# Exercise instructions
Determine how many lines of the data below contain "this", then give only that number.

# Dataset entries
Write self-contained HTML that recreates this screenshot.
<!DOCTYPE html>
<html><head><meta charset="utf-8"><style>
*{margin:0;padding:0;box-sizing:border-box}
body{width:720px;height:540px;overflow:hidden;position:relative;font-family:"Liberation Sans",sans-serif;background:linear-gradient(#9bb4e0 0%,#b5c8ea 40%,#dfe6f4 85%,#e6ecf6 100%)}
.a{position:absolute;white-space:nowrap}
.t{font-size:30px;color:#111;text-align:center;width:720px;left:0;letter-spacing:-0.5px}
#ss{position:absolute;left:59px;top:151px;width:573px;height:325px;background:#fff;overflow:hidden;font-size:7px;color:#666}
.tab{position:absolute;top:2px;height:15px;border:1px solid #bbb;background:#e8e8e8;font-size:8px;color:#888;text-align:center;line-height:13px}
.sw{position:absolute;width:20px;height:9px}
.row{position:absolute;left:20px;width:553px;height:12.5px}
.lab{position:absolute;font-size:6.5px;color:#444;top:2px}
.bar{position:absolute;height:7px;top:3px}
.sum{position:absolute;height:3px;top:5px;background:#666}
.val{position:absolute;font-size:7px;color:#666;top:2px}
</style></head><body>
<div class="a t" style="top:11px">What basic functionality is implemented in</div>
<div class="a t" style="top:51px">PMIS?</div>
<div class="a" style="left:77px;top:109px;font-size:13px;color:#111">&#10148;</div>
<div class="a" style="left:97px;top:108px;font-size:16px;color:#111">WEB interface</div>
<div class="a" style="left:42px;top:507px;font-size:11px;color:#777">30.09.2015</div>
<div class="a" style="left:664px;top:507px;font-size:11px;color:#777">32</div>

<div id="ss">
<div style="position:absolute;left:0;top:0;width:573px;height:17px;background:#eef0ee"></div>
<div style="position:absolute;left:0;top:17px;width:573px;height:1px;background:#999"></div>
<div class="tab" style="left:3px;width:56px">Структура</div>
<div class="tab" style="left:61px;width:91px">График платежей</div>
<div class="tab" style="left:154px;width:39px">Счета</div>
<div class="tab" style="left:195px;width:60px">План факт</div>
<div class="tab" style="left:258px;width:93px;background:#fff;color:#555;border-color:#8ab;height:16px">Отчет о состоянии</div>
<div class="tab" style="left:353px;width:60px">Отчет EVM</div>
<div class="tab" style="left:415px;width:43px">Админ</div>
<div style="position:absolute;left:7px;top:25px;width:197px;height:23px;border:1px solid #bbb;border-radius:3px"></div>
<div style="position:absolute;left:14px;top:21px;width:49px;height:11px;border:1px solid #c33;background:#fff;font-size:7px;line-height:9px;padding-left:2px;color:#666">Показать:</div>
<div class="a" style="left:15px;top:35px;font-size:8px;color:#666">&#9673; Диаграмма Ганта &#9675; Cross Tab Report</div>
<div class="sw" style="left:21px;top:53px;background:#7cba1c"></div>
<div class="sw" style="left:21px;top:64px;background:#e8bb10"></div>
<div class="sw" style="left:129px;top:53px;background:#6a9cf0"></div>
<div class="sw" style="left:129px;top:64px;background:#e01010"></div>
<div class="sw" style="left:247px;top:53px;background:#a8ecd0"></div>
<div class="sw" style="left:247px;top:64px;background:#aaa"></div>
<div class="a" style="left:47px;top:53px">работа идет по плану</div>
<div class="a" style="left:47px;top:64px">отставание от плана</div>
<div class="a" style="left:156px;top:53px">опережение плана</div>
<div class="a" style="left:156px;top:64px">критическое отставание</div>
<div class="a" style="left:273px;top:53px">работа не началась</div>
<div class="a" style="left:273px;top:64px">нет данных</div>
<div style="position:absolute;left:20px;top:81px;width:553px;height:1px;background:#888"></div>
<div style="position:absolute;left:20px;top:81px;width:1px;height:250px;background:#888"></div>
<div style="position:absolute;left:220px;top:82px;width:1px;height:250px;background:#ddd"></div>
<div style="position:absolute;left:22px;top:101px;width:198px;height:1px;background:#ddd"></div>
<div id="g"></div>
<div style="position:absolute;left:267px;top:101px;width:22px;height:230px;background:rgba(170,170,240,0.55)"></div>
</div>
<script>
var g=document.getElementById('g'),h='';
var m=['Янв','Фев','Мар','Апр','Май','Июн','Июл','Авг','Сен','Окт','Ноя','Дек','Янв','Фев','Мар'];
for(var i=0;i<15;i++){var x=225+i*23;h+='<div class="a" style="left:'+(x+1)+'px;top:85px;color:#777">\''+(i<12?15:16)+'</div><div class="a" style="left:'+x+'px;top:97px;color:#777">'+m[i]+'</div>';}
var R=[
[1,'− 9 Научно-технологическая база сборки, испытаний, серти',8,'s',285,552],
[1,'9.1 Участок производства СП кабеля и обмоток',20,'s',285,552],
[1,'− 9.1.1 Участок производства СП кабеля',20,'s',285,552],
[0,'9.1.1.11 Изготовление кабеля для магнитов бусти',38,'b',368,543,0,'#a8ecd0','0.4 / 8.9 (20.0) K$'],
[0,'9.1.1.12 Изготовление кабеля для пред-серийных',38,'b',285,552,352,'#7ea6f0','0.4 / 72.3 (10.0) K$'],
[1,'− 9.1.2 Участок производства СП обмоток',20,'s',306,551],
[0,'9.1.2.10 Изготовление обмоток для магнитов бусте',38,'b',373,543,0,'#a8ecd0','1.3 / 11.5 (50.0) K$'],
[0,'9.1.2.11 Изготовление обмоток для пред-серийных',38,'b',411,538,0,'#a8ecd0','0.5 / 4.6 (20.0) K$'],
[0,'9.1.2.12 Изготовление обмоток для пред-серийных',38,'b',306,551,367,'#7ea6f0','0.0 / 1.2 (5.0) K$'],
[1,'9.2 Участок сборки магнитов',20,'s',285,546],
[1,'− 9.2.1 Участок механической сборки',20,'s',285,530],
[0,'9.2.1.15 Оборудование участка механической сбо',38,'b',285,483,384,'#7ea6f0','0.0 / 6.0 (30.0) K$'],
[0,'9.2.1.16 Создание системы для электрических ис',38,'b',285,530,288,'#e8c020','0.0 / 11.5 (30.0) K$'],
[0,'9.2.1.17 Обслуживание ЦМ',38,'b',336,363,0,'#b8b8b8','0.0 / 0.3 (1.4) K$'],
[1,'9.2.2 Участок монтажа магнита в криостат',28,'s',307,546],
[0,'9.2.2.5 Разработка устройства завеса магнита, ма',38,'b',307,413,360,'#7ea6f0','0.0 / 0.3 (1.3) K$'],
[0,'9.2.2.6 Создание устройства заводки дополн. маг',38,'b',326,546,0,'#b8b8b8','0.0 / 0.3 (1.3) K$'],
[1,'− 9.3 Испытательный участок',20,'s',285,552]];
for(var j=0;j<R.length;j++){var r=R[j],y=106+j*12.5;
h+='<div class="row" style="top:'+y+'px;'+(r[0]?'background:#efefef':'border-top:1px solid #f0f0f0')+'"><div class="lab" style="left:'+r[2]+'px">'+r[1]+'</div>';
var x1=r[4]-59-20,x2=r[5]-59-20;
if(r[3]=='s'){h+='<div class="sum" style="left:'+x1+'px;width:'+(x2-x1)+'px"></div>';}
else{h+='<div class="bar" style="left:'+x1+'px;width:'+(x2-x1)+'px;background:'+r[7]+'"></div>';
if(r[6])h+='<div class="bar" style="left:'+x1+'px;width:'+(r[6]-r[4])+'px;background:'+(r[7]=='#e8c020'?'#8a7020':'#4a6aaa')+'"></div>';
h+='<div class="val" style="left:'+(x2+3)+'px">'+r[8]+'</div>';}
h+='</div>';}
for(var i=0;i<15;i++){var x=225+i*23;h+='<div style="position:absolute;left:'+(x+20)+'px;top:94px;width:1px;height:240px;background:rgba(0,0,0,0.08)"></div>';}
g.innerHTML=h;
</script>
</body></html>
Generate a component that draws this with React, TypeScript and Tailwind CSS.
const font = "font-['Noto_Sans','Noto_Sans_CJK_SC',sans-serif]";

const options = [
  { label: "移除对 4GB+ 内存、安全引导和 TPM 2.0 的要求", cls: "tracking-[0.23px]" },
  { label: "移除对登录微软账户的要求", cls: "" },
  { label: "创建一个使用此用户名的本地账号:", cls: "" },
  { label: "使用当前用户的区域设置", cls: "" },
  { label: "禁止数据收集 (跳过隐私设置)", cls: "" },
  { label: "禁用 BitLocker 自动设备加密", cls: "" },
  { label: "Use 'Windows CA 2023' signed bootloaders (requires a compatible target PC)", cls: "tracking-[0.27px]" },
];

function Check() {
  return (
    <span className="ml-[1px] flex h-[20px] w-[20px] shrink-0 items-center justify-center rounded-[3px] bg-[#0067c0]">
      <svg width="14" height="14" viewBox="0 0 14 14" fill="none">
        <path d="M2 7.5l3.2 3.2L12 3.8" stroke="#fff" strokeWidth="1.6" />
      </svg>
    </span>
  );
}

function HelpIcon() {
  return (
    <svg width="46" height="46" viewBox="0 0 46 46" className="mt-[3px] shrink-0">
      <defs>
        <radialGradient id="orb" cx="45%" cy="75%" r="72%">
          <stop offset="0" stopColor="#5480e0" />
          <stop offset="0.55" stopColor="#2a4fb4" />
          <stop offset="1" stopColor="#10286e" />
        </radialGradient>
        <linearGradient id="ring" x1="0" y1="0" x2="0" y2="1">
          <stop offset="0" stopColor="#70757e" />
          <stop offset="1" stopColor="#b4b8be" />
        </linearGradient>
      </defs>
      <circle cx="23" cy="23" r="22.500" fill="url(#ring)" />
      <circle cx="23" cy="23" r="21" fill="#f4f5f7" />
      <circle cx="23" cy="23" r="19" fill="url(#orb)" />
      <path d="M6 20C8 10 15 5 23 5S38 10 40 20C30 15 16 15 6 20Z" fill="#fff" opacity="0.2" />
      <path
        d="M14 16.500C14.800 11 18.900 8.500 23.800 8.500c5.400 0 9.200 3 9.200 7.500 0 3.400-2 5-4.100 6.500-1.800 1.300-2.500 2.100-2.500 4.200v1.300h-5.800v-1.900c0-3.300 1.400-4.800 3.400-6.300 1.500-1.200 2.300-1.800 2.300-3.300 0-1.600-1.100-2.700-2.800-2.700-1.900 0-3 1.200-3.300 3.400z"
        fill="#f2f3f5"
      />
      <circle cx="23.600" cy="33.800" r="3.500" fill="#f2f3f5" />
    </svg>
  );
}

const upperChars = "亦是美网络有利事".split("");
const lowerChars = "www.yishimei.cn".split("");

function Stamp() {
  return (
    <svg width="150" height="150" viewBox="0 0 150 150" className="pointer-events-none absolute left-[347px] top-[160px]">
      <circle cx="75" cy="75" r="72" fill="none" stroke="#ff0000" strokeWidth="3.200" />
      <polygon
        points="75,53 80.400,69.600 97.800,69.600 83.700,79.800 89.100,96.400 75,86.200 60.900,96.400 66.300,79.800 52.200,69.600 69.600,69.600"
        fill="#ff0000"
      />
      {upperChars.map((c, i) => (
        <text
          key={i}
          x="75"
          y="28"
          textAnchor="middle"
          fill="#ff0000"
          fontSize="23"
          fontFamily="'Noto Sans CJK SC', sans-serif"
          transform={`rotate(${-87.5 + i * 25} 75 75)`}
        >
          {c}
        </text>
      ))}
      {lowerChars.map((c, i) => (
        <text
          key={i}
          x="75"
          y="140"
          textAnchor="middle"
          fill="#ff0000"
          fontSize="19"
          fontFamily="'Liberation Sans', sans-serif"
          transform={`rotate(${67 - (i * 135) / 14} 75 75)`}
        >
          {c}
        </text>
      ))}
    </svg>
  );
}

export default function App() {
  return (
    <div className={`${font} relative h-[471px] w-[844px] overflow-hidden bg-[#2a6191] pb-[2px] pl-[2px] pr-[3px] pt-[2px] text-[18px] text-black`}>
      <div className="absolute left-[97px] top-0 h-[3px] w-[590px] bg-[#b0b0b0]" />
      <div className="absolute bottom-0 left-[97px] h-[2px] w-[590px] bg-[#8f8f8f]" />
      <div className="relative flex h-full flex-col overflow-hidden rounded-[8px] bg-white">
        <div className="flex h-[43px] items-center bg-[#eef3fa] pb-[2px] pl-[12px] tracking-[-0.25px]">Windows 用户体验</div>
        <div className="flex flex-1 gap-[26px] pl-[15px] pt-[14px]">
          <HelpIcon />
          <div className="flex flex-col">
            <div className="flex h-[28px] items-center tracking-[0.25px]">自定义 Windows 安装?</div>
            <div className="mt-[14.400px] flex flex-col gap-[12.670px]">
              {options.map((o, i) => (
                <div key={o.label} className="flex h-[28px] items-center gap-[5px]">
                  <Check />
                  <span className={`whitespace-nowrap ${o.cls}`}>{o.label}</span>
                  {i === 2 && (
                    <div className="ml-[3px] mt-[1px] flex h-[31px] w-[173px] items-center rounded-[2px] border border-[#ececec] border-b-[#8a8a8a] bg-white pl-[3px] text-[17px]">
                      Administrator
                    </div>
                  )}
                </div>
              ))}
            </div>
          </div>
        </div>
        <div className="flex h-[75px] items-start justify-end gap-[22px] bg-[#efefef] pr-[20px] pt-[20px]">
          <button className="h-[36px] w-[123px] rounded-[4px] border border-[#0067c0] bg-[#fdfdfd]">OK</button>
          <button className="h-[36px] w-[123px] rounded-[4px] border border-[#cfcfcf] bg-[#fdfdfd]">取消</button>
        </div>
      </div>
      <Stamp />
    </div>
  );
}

# Full output
2